Basketball team rises to “Cold Water Challenge”


As a dark mass of rain and thunder in the distant sky threatened the #Chillin4Charity Cold Water Challenge event Monday outside Champion’s Choice, the precipitation ended up being the least of the coaches’ worries.

Four coaches and an unlucky player were left to mentally prepare for a shock of ice-chilled water after having a water cooler poured over their heads by student-athletes.

“Lets get this over with,” the coaching staff could be heard saying with stoic expressions as they took position in front of cameras.

The event helped raise money for the fight against cancer.

“It’s huge for us to support the Kay Yow Foundation and charities for women’s basketball around the country,” USF women’s basketball coach Jose Fernandez said.

The Cold Water Challenge was started by Arizona women’s basketball coach Niya Butts who used social networking and the trend of video challenges splashing across social media sites to raise money in the name of late Hall of Fame women’s basketball coach Kay Yow and her cancer fund.

The challengers will donate $50 for every challenge accepted, and those who have received their ice-cold water shower must challenge others. If anyone declines, they must donate $250 to the cause.

“I knew I was going to get challenged by several people, so I had to get it done,” Fernandez said.

Former USF assistant Carrie Banks called out the women’s basketball coaching staff on social media.
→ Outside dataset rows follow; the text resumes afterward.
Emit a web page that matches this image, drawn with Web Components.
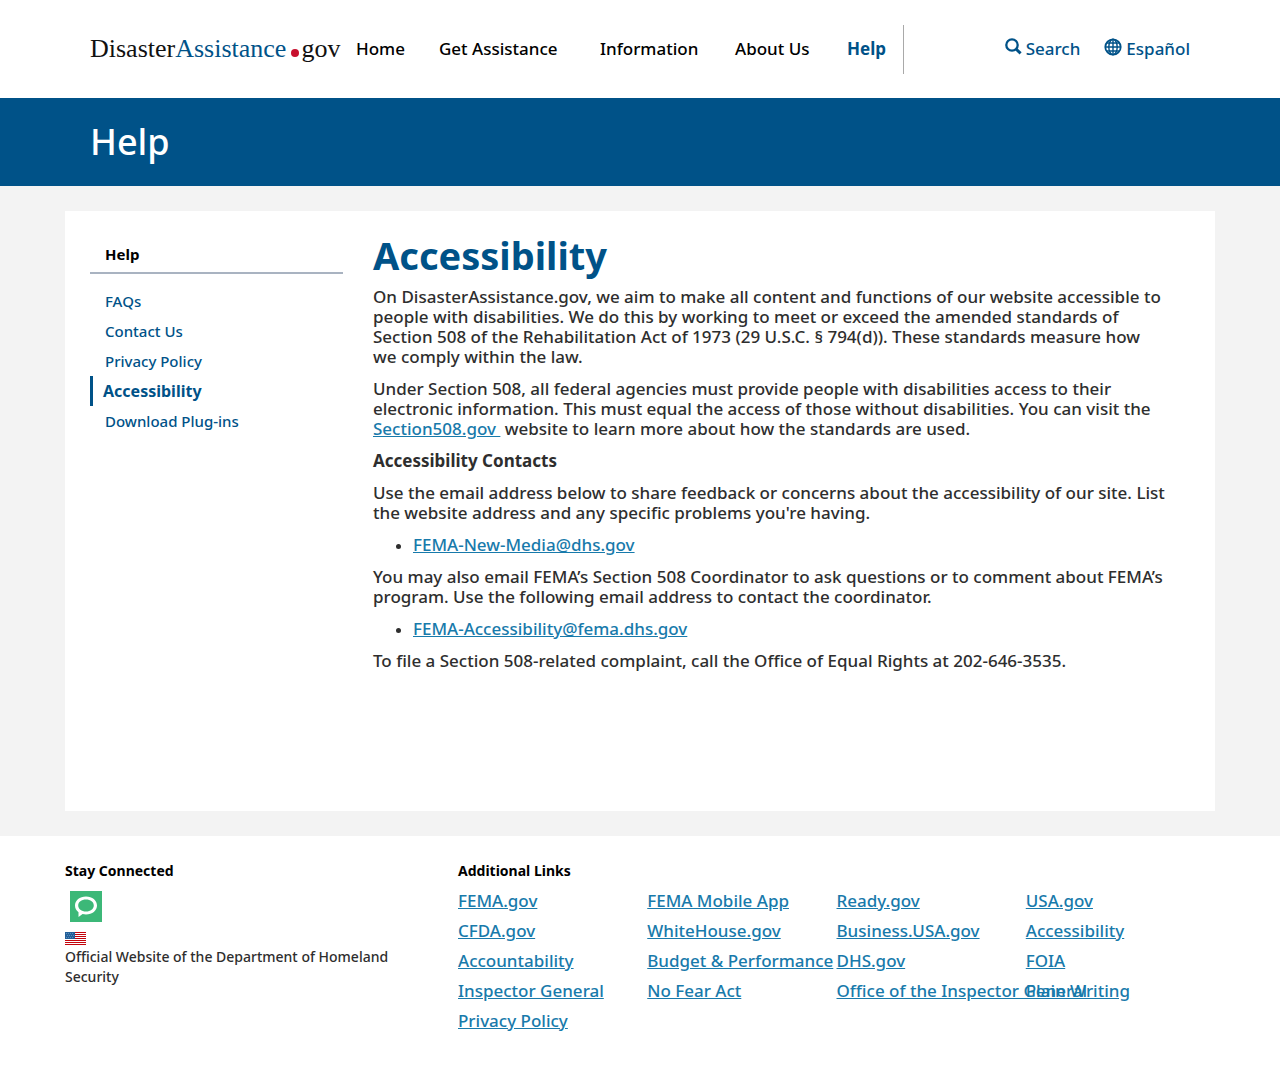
<!DOCTYPE html>
<html lang="en">
<head>
<meta charset="utf-8">
<meta name="viewport" content="width=device-width, initial-scale=1">
<title>Accessibility | DisasterAssistance.gov</title>
<style>
body { margin: 0; background: #fff; color: #2e2e2e; font: 500 17px/20px "Noto Sans", "Open Sans", sans-serif;
  --navy: #005288; --link: #187aab; }
p { margin: 0 0 12px; }
ul { margin: 0 0 12px; padding-left: 40px; }
li::marker { font-size: 15px; }
main a { color: var(--link); }
h1 { margin: 0 0 13px; font-size: 38px; line-height: 38px; color: var(--navy); }
h2 { margin: 0 0 12px; font-size: 17px; line-height: 20px; }
</style>
</head>
<body>
<da-header></da-header>
<da-banner>Help</da-banner>
<da-page>
  <da-sidenav slot="side"></da-sidenav>
  <main>
    <h1>Accessibility</h1>
    <p>On DisasterAssistance.gov, we aim to make all content and functions of our website accessible to people with disabilities. We do this by working to meet or exceed the amended standards of Section&nbsp;508 of the Rehabilitation Act of 1973 (29 U.S.C. § 794(d)). These standards measure how we&nbsp;comply within the law.</p>
    <p>Under Section 508, all federal agencies must provide people with disabilities access to their electronic information. This must equal the access of those without disabilities. You can visit the <a href="#section508">Section508.gov&nbsp;</a> website to learn more about how the standards are used.</p>
    <h2>Accessibility Contacts</h2>
    <p>Use the email address below to share feedback or concerns about the accessibility of our site. List the website address and any specific problems you're having.</p>
    <ul><li><a href="mailto:FEMA-New-Media@dhs.gov">FEMA-New-Media@dhs.gov</a></li></ul>
    <p>You may also email FEMA’s Section 508 Coordinator to ask questions or to comment about FEMA’s program. Use the following email address to contact the coordinator.</p>
    <ul><li><a href="mailto:FEMA-Accessibility@fema.dhs.gov">FEMA-Accessibility@fema.dhs.gov</a></li></ul>
    <p>To file a Section 508-related complaint, call the Office of Equal Rights at 202-646-3535.</p>
  </main>
</da-page>
<da-footer></da-footer>
<script>
const define = (name, html) => customElements.define(name, class extends HTMLElement {
  constructor() {
    super();
    const t = document.createElement('template');
    t.innerHTML = html;
    this.attachShadow({ mode: 'open' }).append(t.content.cloneNode(true));
  }
});

define('da-logo', `
<style>
:host { display: block; }
a { display: flex; align-items: baseline; color: #111; text-decoration: none; white-space: nowrap;
  font: 26px/32px "Liberation Serif", serif; }
b { font-weight: normal; color: var(--navy); }
i { width: 8px; height: 8px; border-radius: 50%; background: #c8102e; margin: 0 2px 0 5px; }
</style>
<a href="#home" aria-label="DisasterAssistance.gov">Disaster<b>Assistance</b><i></i>gov</a>`);

define('da-icon-link', `
<style>
:host { display: block; }
a { display: flex; gap: 4px; align-items: center; color: var(--navy); text-decoration: none; }
::slotted(svg) { display: block; margin-bottom: 4px; }
</style>
<a href="#utility"><slot name="icon"></slot><slot></slot></a>`);

define('da-header', `
<style>
:host { display: block; }
.bar { box-sizing: border-box; max-width: 1150px; height: 98px; margin: 0 auto; padding: 0 25px;
  display: flex; align-items: center; }
da-logo { flex: 0 0 266px; }
nav { box-sizing: border-box; height: 49px; border-right: 1px solid #a9a9a9; align-content: center;
  display: grid; grid-template-columns: 83px 161px 135px 112px 56px; }
nav a { color: #000; text-decoration: none; white-space: nowrap; line-height: 24px; }
nav a[aria-current] { color: var(--navy); font-weight: bold; }
.tools { margin-left: auto; display: flex; gap: 24px; }
</style>
<header class="bar">
  <da-logo></da-logo>
  <nav aria-label="Main"><a href="#home">Home</a><a href="#get">Get Assistance</a><a href="#info">Information</a><a href="#about">About Us</a><a href="#help" aria-current="page">Help</a></nav>
  <div class="tools">
    <da-icon-link><svg slot="icon" width="17" height="17" viewBox="0 0 17 17" fill="none" stroke="#005288"><circle cx="7" cy="7" r="5.7" stroke-width="2.3"/><path d="M11 11l4.6 4.4" stroke-width="3"/></svg>Search</da-icon-link>
    <da-icon-link><svg slot="icon" width="18" height="18" viewBox="0 0 18 18" fill="none" stroke="#005288" stroke-width="1.4"><circle cx="9" cy="9" r="7.7" stroke-width="1.8"/><ellipse cx="9" cy="9" rx="4.2" ry="7.7"/><path d="M9 1v16M1 9h16M2.5 5h13M2.5 13h13"/></svg>Español</da-icon-link>
  </div>
</header>`);

define('da-banner', `
<style>
:host { display: block; background: var(--navy); color: #fff; }
div { box-sizing: border-box; max-width: 1150px; margin: 0 auto; padding: 20px 25px;
  font-size: 36px; line-height: 48px; font-weight: 500; }
</style>
<div><slot></slot></div>`);

define('da-page', `
<style>
:host { display: block; background: #f3f3f3; padding: 25px; }
.card { box-sizing: border-box; max-width: 1150px; min-height: 600px; margin: 0 auto; padding: 25px;
  background: #fff; display: grid; grid-template-columns: 253px minmax(0, 1fr); gap: 30px; }
</style>
<div class="card"><slot name="side"></slot><slot></slot></div>`);

define('da-sidenav', `
<style>
:host { display: block; font-size: 15px; }
h2 { margin: 0 0 12px; padding: 8px 15px; border-bottom: 2px solid #a9b3c1; color: #000; font-size: 15px; line-height: 20px; }
a { display: block; padding: 0 15px; line-height: 30px; color: var(--navy); text-decoration: none; }
a[aria-current] { padding-left: 10px; border-left: 3px solid; font-size: 16px; font-weight: bold; }
</style>
<nav aria-label="Help"><h2>Help</h2><a href="#faq">FAQs</a><a href="#contact">Contact Us</a><a href="#privacy">Privacy Policy</a><a href="#accessibility" aria-current="page">Accessibility</a><a href="#plugins">Download Plug-ins</a></nav>`);

define('da-flag', `
<style>:host, svg { display: block; }</style>
<svg width="21" height="13" viewBox="0 0 21 13" role="img" aria-label="United States flag"><path fill="#fff" d="M0 0h21v13H0z"/><path stroke="#c4040c" d="M0 .5h21M0 2.5h21M0 4.5h21M0 6.5h21M0 8.5h21M0 10.5h21M0 12.5h21"/><path fill="#24609a" d="M0 0h10v7H0z"/><path stroke="#86adcd" stroke-width=".6" stroke-dasharray="1 1" d="M1 1.5h8M2 3.5h7M1 5.5h8"/></svg>`);

define('da-footer', `
<style>
:host { display: block; }
footer { box-sizing: border-box; max-width: 1150px; margin: 0 auto; padding: 25px 0 30px;
  display: grid; grid-template-columns: 363px minmax(0, 1fr); gap: 30px; }
h2 { margin: 0; font-size: 14px; line-height: 20px; color: #000; }
.social { display: block; width: 32px; margin: 10px 5px; }
.social svg { display: block; }
p { margin: 2px 0 0; font-size: 14px; line-height: 20px; }
ul { list-style: none; margin: 5px 0 0; padding: 0; display: grid; grid-template-columns: repeat(4, minmax(0, 1fr)); }
li { line-height: 30px; white-space: nowrap; min-width: 0; }
li a { color: var(--link); }
</style>
<footer>
  <section><h2>Stay Connected</h2>
    <a class="social" href="#blog" aria-label="Blog"><svg width="32" height="31" viewBox="0 0 32 31"><path fill="#3cb878" d="M0 0h32v31H0z"/><path fill="#fff" fill-rule="evenodd" d="M16 5.500c6.300 0 11 3.900 11 9s-4.700 9-11 9c-1.200 0-2.400-.1-3.400-.4L8.500 26v-4.800c-2.300-1.600-3.500-4-3.500-6.700 0-5.100 4.700-9 11-9zm0 3c-4.500 0-7.800 2.500-7.800 5.900s3.300 6 7.800 6 7.800-2.600 7.800-6-3.300-5.900-7.800-5.900z"/></svg></a>
    <da-flag></da-flag>
    <p>Official Website of the Department of Homeland Security</p>
  </section>
  <section><h2>Additional Links</h2><ul>
    <li><a href="#1">FEMA.gov</a></li><li><a href="#2">FEMA Mobile App</a></li><li><a href="#3">Ready.gov</a></li><li><a href="#4">USA.gov</a></li>
    <li><a href="#5">CFDA.gov</a></li><li><a href="#6">WhiteHouse.gov</a></li><li><a href="#7">Business.USA.gov</a></li><li><a href="#8">Accessibility</a></li>
    <li><a href="#9">Accountability</a></li><li><a href="#10">Budget &amp; Performance</a></li><li><a href="#11">DHS.gov</a></li><li><a href="#12">FOIA</a></li>
    <li><a href="#13">Inspector General</a></li><li><a href="#14">No Fear Act</a></li><li><a href="#15">Office of the Inspector General</a></li><li><a href="#16">Plain Writing</a></li>
    <li><a href="#17">Privacy Policy</a></li>
  </ul></section>
</footer>`);
</script>
</body>
</html>
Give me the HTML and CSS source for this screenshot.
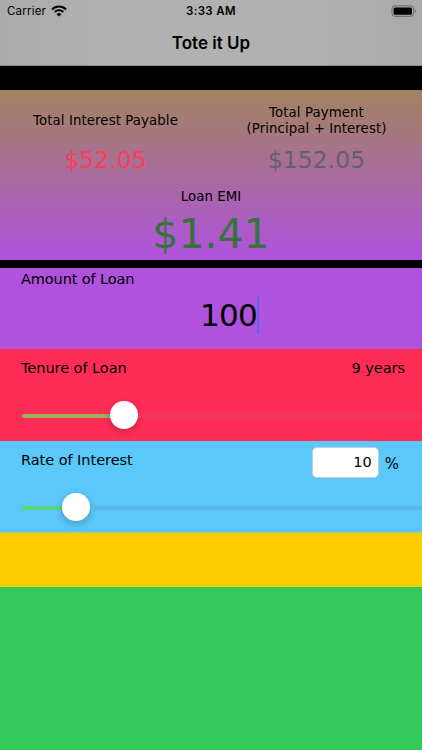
FILE: index.html
```
<!DOCTYPE html>
<html lang="en">
<head>
    <meta charset="UTF-8">
    <meta name="viewport" content="width=device-width, initial-scale=1.0">
    <title>Tote it Up</title>
    <link rel="stylesheet" href="styles.css">
</head>
<body>
    <header class="top">
        <div class="status">
            <div class="carrier">
                <span>Carrier</span>
                <svg class="wifi" width="16" height="12" viewBox="0 0 16 12">
                    <path d="M1 4.4a10 10 0 0 1 14 0M3.6 7.1a6.3 6.3 0 0 1 8.8 0" fill="none" stroke="#000" stroke-width="2.1"/>
                    <path d="M8 11.6 5.6 9.2a3.4 3.4 0 0 1 4.8 0z"/>
                </svg>
            </div>
            <span class="time">3:33 AM</span>
            <svg class="battery" width="26" height="12" viewBox="0 0 26 12">
                <rect x="1" y="0.9" width="21.6" height="10.4" rx="2.8" fill="none" stroke="#666" stroke-width="1"/>
                <rect x="2.6" y="2.5" width="18.4" height="7.2" rx="1.5"/>
                <path d="M24 4.3v3.4c1.4-.6 1.4-2.8 0-3.4z" fill="#666"/>
            </svg>
        </div>
        <h1>Tote it Up</h1>
    </header>

    <section class="summary">
        <div class="totals">
            <div class="total">
                <p class="caption">Total Interest Payable</p>
                <p class="value interest">$52.05</p>
            </div>
            <div class="total">
                <p class="caption">Total Payment<br>(Principal + Interest)</p>
                <p class="value payment">$152.05</p>
            </div>
        </div>
        <p class="caption emi-caption">Loan EMI</p>
        <p class="emi">$1.41</p>
    </section>

    <section class="row amount">
        <span class="label">Amount of Loan</span>
        <div class="amount-input"><span>100</span><i class="caret"></i></div>
    </section>

    <section class="row tenure">
        <div class="line">
            <span class="label">Tenure of Loan</span>
            <span class="years">9 years</span>
        </div>
        <div class="slider">
            <div class="fill"></div>
            <div class="knob"></div>
            <div class="track"></div>
        </div>
    </section>

    <section class="row rate">
        <div class="line">
            <span class="label">Rate of Interest</span>
            <div class="percent">
                <span class="box">10</span>
                <span class="unit">%</span>
            </div>
        </div>
        <div class="slider">
            <div class="fill"></div>
            <div class="knob"></div>
            <div class="track"></div>
        </div>
    </section>

    <section class="spare"></section>
</body>
</html>
```
FILE: styles.css
```
* {
    box-sizing: border-box;
}

body {
    margin: 0;
    height: 750px;
    display: flex;
    flex-direction: column;
    overflow: hidden;
    background: #34c759;
    color: #000;
    font-family: Verdana, "DejaVu Sans", sans-serif;
}
p, h1 {
    margin: 0;
}

/* status bar and title */
.top {
    height: 66px;
    flex: none;
    background: linear-gradient(90deg, #aaa, #b1b1b1 25%, #b1b1b1 75%, #a9a9a9);
    border-bottom: 1px solid #8e8e8e;
    font-family: Inter, sans-serif;
}
.status {
    height: 22px;
    padding: 0 5px 0 7px;
    display: grid;
    grid-template-columns: 1fr auto 1fr;
    align-items: center;
    font-size: 11.5px;
    line-height: 22px;
}
.carrier {
    display: flex;
    align-items: center;
    gap: 5px;
    letter-spacing: 0.2px;
}
.time {
    margin-right: 2px;
    font-weight: 600;
    letter-spacing: 0.35px;
}
.battery {
    justify-self: end;
}
h1 {
    text-align: center;
    font-size: 17px;
    font-weight: 600;
    line-height: 42px;
}

/* results */
.summary {
    height: 202px;
    flex: none;
    border-top: 24px solid #000;
    border-bottom: 8px solid #000;
    background: linear-gradient(#a2845e, #af52de);
    text-align: center;
}
.totals {
    display: grid;
    grid-template-columns: 1fr 1fr;
    height: 96px;
    padding-top: 15px;
}
.caption {
    font-size: 13.3px;
    line-height: 16px;
    letter-spacing: 0.1px;
}
.total .caption {
    height: 32px;
    display: flex;
    align-items: center;
    justify-content: center;
}
.value {
    margin-top: 8px;
    font-size: 23.5px;
    line-height: 30px;
}
.interest {
    color: #ff3b5c;
}
.payment {
    color: #636068;
}
.emi-caption {
    margin-top: 3px;
}
.emi {
    margin-top: 4px;
    font-size: 41px;
    line-height: 50px;
    color: #34733c;
}

/* input rows */
.row {
    flex: none;
    padding: 0 0 0 21px;
}
.label, .years {
    font-size: 14.5px;
    line-height: 20px;
    letter-spacing: -0.04px;
}
.line {
    display: flex;
    justify-content: space-between;
    padding-right: 17px;
}
.amount {
    height: 81px;
    padding-top: 1px;
    background: #af52de;
    display: flex;
    flex-direction: column;
}
.amount .label {
    letter-spacing: -0.12px;
}
.amount-input {
    display: flex;
    align-items: center;
    align-self: flex-start;
    margin: 7px 0 0 179px;
    font-size: 31px;
    line-height: 38px;
    letter-spacing: -0.7px;
}
.caret {
    width: 2px;
    height: 38px;
    background: #5b63e8;
}
.tenure {
    height: 92px;
    padding-top: 9px;
    background: #ff2d55;
}
.rate {
    height: 92px;
    padding-top: 6px;
    background: #5ac8fa;
    border-bottom: 1px solid #a5ca85;
}
.rate .label {
    margin-top: 3px;
}
.percent {
    display: flex;
    gap: 6px;
    padding-right: 6px;
}
.box {
    width: 67px;
    height: 31px;
    padding-right: 6px;
    border: 1px solid #c5cdd1;
    border-radius: 5px;
    background: #fff;
    text-align: right;
    font-size: 14.5px;
    line-height: 29px;
}
.unit {
    font-size: 15px;
    line-height: 34px;
}

/* sliders */
.slider {
    display: flex;
    align-items: center;
    height: 28px;
}
.tenure .slider {
    margin-top: 23px;
}
.rate .slider {
    margin-top: 12px;
}
.fill {
    height: 4px;
    margin-left: 1px;
    border-radius: 2px 0 0 2px;
}
.tenure .fill {
    width: 88px;
    background: #98b25a;
}
.rate .fill {
    width: 40px;
    background: #5bd978;
}
.knob {
    width: 28px;
    height: 28px;
    border-radius: 50%;
    background: #fff;
    box-shadow: 0 3px 8px rgba(0, 0, 0, 0.22);
}
.track {
    flex: 1;
    height: 4px;
}
.fill, .track {
    margin-top: 2px;
}
.tenure .track {
    background: #ea395f;
}
.rate .track {
    background: #5bb8e6;
}

.spare {
    height: 54px;
    flex: none;
    background: #ffcc00;
}
```
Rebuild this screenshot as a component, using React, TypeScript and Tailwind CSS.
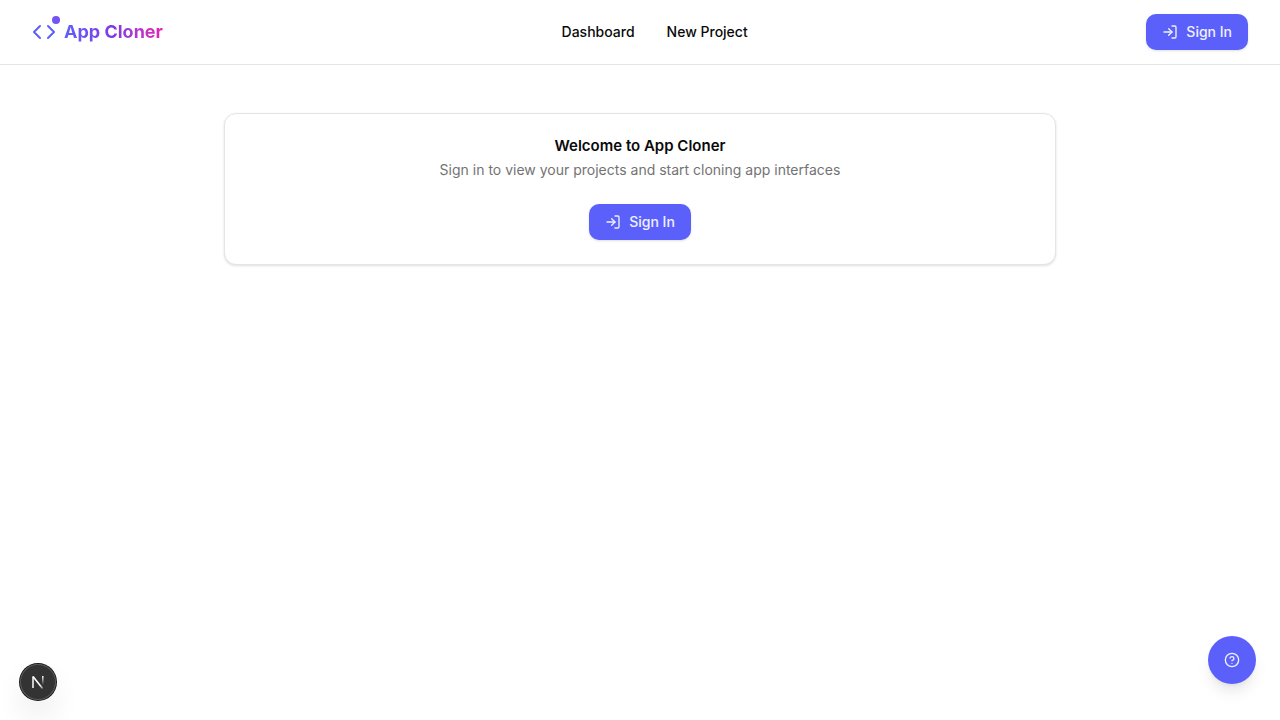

Banks is now an assistant at Stephen F. Austin State University, and the USF coaches decided to continue the chain of challenges by accepting their fate.

“It was quite a challenge,” assistant coach Jeff Osterman said. “But fun for a great cause.”

Osterman, like the rest of those selected from USF, admitted to favoring warm weather, but said this was another level compared to jumping in a pool.

Some players tried to get out of being dunked by bargaining their attendance at conditioning, while others said the amount of ice water would conflict with their hair appointments.

As Fernandez took a seat, he mentioned one name.

“Courtney Williams,” he said.

“I didn’t have any mental preparation because I didn’t know that I was supposed to do it,” junior guard Courtney Williams said. “I got here and I thought I was going to watch my coaches get soaked, and then they tell me that it has to be one player and I’m the one that got chosen. It was shocking.”

Most of the coaching staff challenged members of the FIU women’s basketball department, as Fernandez and his assistants have ties to the Miami-Dade area.

Williams decided to challenge players from UConn and Rutgers, while Osterman called out the AAC “zebras,” his name for the referees.

As they were submerged in ice water, so did an instant collection of viral video moments. Fernandez quickly jumped in the air upon feeling the rush of cool water, while Osterman ran off and assistant coach Desma Thomas Bateast sat frozen and stunned before struggling with numbed arms to receive her towel.

The sole student-athlete required for the challenge was not so worried about the temperature of the water more than her concerns for something else.

“My hair, of course my hair,” Williams said underneath two layers of hair caps.

While some of the players still got wet, they were all smiles and laughter.

Though the event was a fun way to raise money for a good cause, there is a personal connection to cancer on the team. Sophomore guard Neena Pacholke lost her boyfriend to cancer shortly before her first collegiate game. Since then, she has continued her efforts in the fight against cancer, including the Cold Water Challenge where she was selected to dunk Fernandez in ice water.

The team has been participating in other opportunities to give back as well. Fernandez, Williams and other members of USF Athletics recently visited patients at All Children’s Hospital, while other members of the women’s basketball team visited a Girls Inc. basketball clinic this week to help coach young campers.